* What is needed
For the copy, please give all of the data again exactly and leave the pictures out.

....

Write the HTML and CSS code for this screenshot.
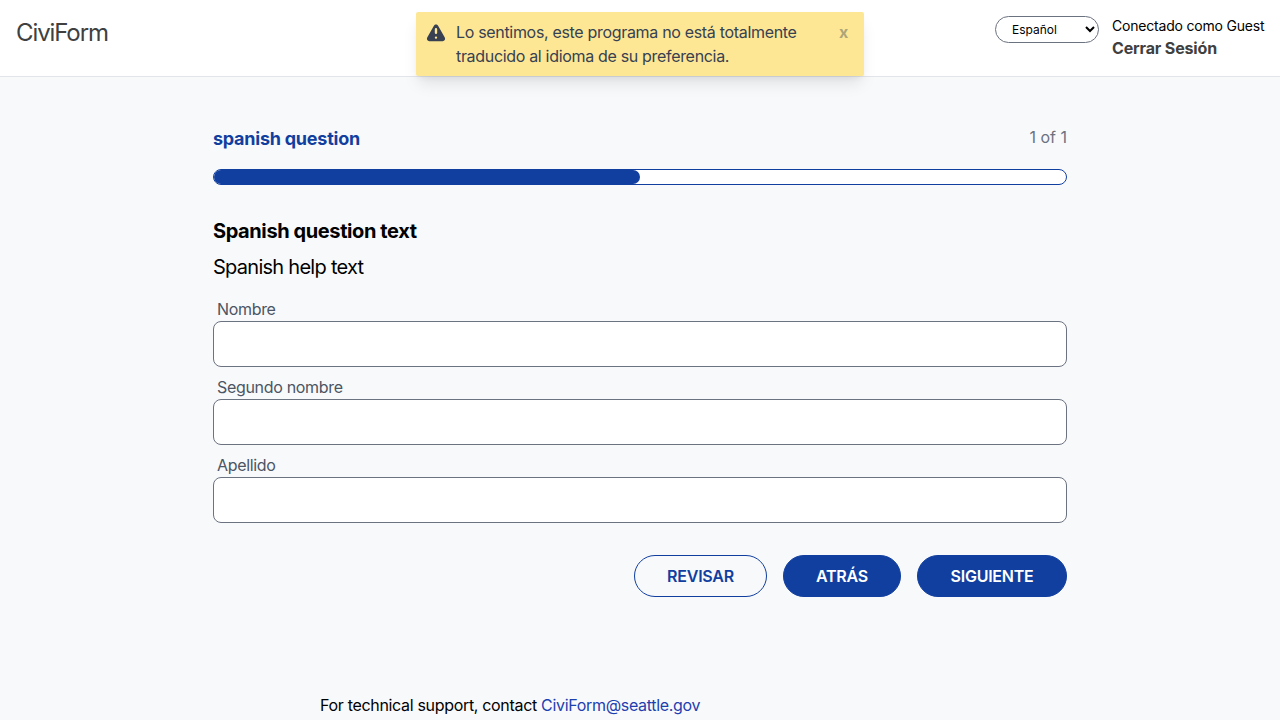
FILE: index.html
```html
<!DOCTYPE html>
<html lang="es">
<head>
<meta charset="utf-8">
<title>CiviForm</title>
<link rel="stylesheet" href="styles.css">
</head>
<body>
<header class="navbar">
  <div class="brand">CiviForm</div>
  <div class="account">
    <select class="language" aria-label="Idioma"><option>Español</option></select>
    <div class="session">
      <div class="user">Conectado como Guest</div>
      <a class="logout">Cerrar Sesión</a>
    </div>
  </div>
</header>
<div class="toast" role="alert">
  <svg class="toast-icon" viewBox="0 0 20 20" fill="currentColor"><path fill-rule="evenodd" d="M8.257 3.099c.765-1.36 2.722-1.36 3.486 0l5.58 9.92c.75 1.334-.213 2.98-1.742 2.98H4.42c-1.53 0-2.493-1.646-1.743-2.98l5.58-9.92zM11 13a1 1 0 11-2 0 1 1 0 012 0zm-1-8a1 1 0 00-1 1v3a1 1 0 002 0V6a1 1 0 00-1-1z" clip-rule="evenodd"/></svg>
  <div class="toast-text">Lo sentimos, este programa no está totalmente <br>traducido al idioma de su preferencia.</div>
  <div class="toast-close">x</div>
</div>
<main class="content">
  <div class="progress-head">
    <h2 class="program">spanish question</h2>
    <span class="step">1 of 1</span>
  </div>
  <div class="progress"><div class="progress-fill" style="width: 50%"></div></div>
  <form class="question">
    <h1 class="question-text">Spanish question text</h1>
    <p class="help-text">Spanish help text</p>
    <label class="field"><span class="label">Nombre</span><input class="input" type="text"></label>
    <label class="field"><span class="label">Segundo nombre</span><input class="input" type="text"></label>
    <label class="field"><span class="label">Apellido</span><input class="input" type="text"></label>
    <div class="actions">
      <a class="button button-outline">REVISAR</a>
      <a class="button button-back">ATRÁS</a>
      <button class="button button-next" type="button">SIGUIENTE</button>
    </div>
  </form>
</main>
<footer class="support"><span class="support-text">For technical support, contact</span> <a class="support-link">CiviForm@seattle.gov</a></footer>
</body>
</html>
```
FILE: styles.css
```css
* { box-sizing: border-box; margin: 0; }
body {
  height: 720px;
  overflow: hidden;
  background: #f8f9fb;
  color: #000;
  font: 16px/24px Inter, "Liberation Sans", sans-serif;
  letter-spacing: -0.32px;
}
.navbar {
  display: flex;
  justify-content: space-between;
  height: 77px;
  padding: 16px;
  background: #fff;
  border-bottom: 1px solid #e2e5e9;
}
.brand { padding-top: 1px; font-size: 24px; line-height: 32px; color: #404040; letter-spacing: -1.1px; }
.account { display: flex; gap: 13px; }
.language {
  width: 104px;
  height: 27px;
  padding: 0 0 0 12px;
  border: 1px solid #6b7280;
  border-radius: 14px;
  background: #fff;
  color: #000;
  font: 12px/16px Inter, sans-serif;
  letter-spacing: 0;
}
.session { width: 152px; white-space: nowrap; }
.user { font-size: 14px; line-height: 20px; letter-spacing: -0.2px; }
.logout { display: block; font-weight: 700; color: #404040; letter-spacing: -0.15px; }
.toast {
  position: absolute;
  top: 12px;
  left: 416px;
  display: flex;
  width: 448px;
  height: 64px;
  padding: 8px;
  border-radius: 2px;
  background: #fde795;
  color: #374151;
  white-space: nowrap;
  box-shadow: 0 10px 15px -3px rgba(0, 0, 0, .1), 0 4px 6px -2px rgba(0, 0, 0, .05);
}
.toast-icon { width: 24px; height: 24px; margin-top: 2px; }
.toast-text { flex: 1; padding-left: 8px; }
.toast-close { width: 25px; text-align: center; font-weight: 700; opacity: .4; }
.content { width: 854px; margin: 0 auto; padding-top: 48px; }
.progress-head { display: flex; justify-content: space-between; height: 28px; }
.program { font-size: 18px; line-height: 28px; color: #113f9f; letter-spacing: -0.24px; }
.step { color: #6b7280; letter-spacing: 0; }
.progress {
  height: 16px;
  margin-top: 16px;
  border: 1px solid #113f9f;
  border-radius: 8px;
  background: #fff;
  overflow: hidden;
}
.progress-fill { height: 100%; background: #113f9f; border-radius: 0 8px 8px 0; }
.question { padding-top: 32px; }
.question-text { font-size: 20px; line-height: 28px; letter-spacing: -0.4px; }
.help-text { margin: 8px 0 16px; font-size: 20px; line-height: 28px; letter-spacing: -0.73px; }
.field { display: block; margin-bottom: 8px; }
.label { display: block; padding-left: 4px; color: #4b5563; }
.input {
  display: block;
  width: 100%;
  height: 46px;
  padding: 8px 12px;
  border: 1px solid #6b7280;
  border-radius: 8px;
  background: #fff;
}
.actions { display: flex; justify-content: flex-end; gap: 16px; padding-top: 24px; }
.button {
  display: flex;
  align-items: center;
  justify-content: center;
  height: 42px;
  border: 1px solid #113f9f;
  border-radius: 21px;
  background: #113f9f;
  color: #fff;
  font: 600 16px/24px Inter, sans-serif;
  letter-spacing: -0.25px;
}
.button-outline { width: 133px; background: #f8f9fb; color: #113f9f; }
.button-back { width: 118px; }
.button-next { width: 150px; }
.support { margin: 96px 0 0 320px; }
.support-link { color: #1e40af; }
```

....

* Complete output
Write the HTML and CSS code for this screenshot.
FILE: index.html
```html
<!DOCTYPE html>
<html lang="es">
<head>
<meta charset="utf-8">
<title>CiviForm</title>
<link rel="stylesheet" href="styles.css">
</head>
<body>
<header class="navbar">
  <div class="brand">CiviForm</div>
  <div class="account">
    <select class="language" aria-label="Idioma"><option>Español</option></select>
    <div class="session">
      <div class="user">Conectado como Guest</div>
      <a class="logout">Cerrar Sesión</a>
    </div>
  </div>
</header>
<div class="toast" role="alert">
  <svg class="toast-icon" viewBox="0 0 20 20" fill="currentColor"><path fill-rule="evenodd" d="M8.257 3.099c.765-1.36 2.722-1.36 3.486 0l5.58 9.92c.75 1.334-.213 2.98-1.742 2.98H4.42c-1.53 0-2.493-1.646-1.743-2.98l5.58-9.92zM11 13a1 1 0 11-2 0 1 1 0 012 0zm-1-8a1 1 0 00-1 1v3a1 1 0 002 0V6a1 1 0 00-1-1z" clip-rule="evenodd"/></svg>
  <div class="toast-text">Lo sentimos, este programa no está totalmente <br>traducido al idioma de su preferencia.</div>
  <div class="toast-close">x</div>
</div>
<main class="content">
  <div class="progress-head">
    <h2 class="program">spanish question</h2>
    <span class="step">1 of 1</span>
  </div>
  <div class="progress"><div class="progress-fill" style="width: 50%"></div></div>
  <form class="question">
    <h1 class="question-text">Spanish question text</h1>
    <p class="help-text">Spanish help text</p>
    <label class="field"><span class="label">Nombre</span><input class="input" type="text"></label>
    <label class="field"><span class="label">Segundo nombre</span><input class="input" type="text"></label>
    <label class="field"><span class="label">Apellido</span><input class="input" type="text"></label>
    <div class="actions">
      <a class="button button-outline">REVISAR</a>
      <a class="button button-back">ATRÁS</a>
      <button class="button button-next" type="button">SIGUIENTE</button>
    </div>
  </form>
</main>
<footer class="support"><span class="support-text">For technical support, contact</span> <a class="support-link">CiviForm@seattle.gov</a></footer>
</body>
</html>
```
FILE: styles.css
```css
* { box-sizing: border-box; margin: 0; }
body {
  height: 720px;
  overflow: hidden;
  background: #f8f9fb;
  color: #000;
  font: 16px/24px Inter, "Liberation Sans", sans-serif;
  letter-spacing: -0.32px;
}
.navbar {
  display: flex;
  justify-content: space-between;
  height: 77px;
  padding: 16px;
  background: #fff;
  border-bottom: 1px solid #e2e5e9;
}
.brand { padding-top: 1px; font-size: 24px; line-height: 32px; color: #404040; letter-spacing: -1.1px; }
.account { display: flex; gap: 13px; }
.language {
  width: 104px;
  height: 27px;
  padding: 0 0 0 12px;
  border: 1px solid #6b7280;
  border-radius: 14px;
  background: #fff;
  color: #000;
  font: 12px/16px Inter, sans-serif;
  letter-spacing: 0;
}
.session { width: 152px; white-space: nowrap; }
.user { font-size: 14px; line-height: 20px; letter-spacing: -0.2px; }
.logout { display: block; font-weight: 700; color: #404040; letter-spacing: -0.15px; }
.toast {
  position: absolute;
  top: 12px;
  left: 416px;
  display: flex;
  width: 448px;
  height: 64px;
  padding: 8px;
  border-radius: 2px;
  background: #fde795;
  color: #374151;
  white-space: nowrap;
  box-shadow: 0 10px 15px -3px rgba(0, 0, 0, .1), 0 4px 6px -2px rgba(0, 0, 0, .05);
}
.toast-icon { width: 24px; height: 24px; margin-top: 2px; }
.toast-text { flex: 1; padding-left: 8px; }
.toast-close { width: 25px; text-align: center; font-weight: 700; opacity: .4; }
.content { width: 854px; margin: 0 auto; padding-top: 48px; }
.progress-head { display: flex; justify-content: space-between; height: 28px; }
.program { font-size: 18px; line-height: 28px; color: #113f9f; letter-spacing: -0.24px; }
.step { color: #6b7280; letter-spacing: 0; }
.progress {
  height: 16px;
  margin-top: 16px;
  border: 1px solid #113f9f;
  border-radius: 8px;
  background: #fff;
  overflow: hidden;
}
.progress-fill { height: 100%; background: #113f9f; border-radius: 0 8px 8px 0; }
.question { padding-top: 32px; }
.question-text { font-size: 20px; line-height: 28px; letter-spacing: -0.4px; }
.help-text { margin: 8px 0 16px; font-size: 20px; line-height: 28px; letter-spacing: -0.73px; }
.field { display: block; margin-bottom: 8px; }
.label { display: block; padding-left: 4px; color: #4b5563; }
.input {
  display: block;
  width: 100%;
  height: 46px;
  padding: 8px 12px;
  border: 1px solid #6b7280;
  border-radius: 8px;
  background: #fff;
}
.actions { display: flex; justify-content: flex-end; gap: 16px; padding-top: 24px; }
.button {
  display: flex;
  align-items: center;
  justify-content: center;
  height: 42px;
  border: 1px solid #113f9f;
  border-radius: 21px;
  background: #113f9f;
  color: #fff;
  font: 600 16px/24px Inter, sans-serif;
  letter-spacing: -0.25px;
}
.button-outline { width: 133px; background: #f8f9fb; color: #113f9f; }
.button-back { width: 118px; }
.button-next { width: 150px; }
.support { margin: 96px 0 0 320px; }
.support-link { color: #1e40af; }
```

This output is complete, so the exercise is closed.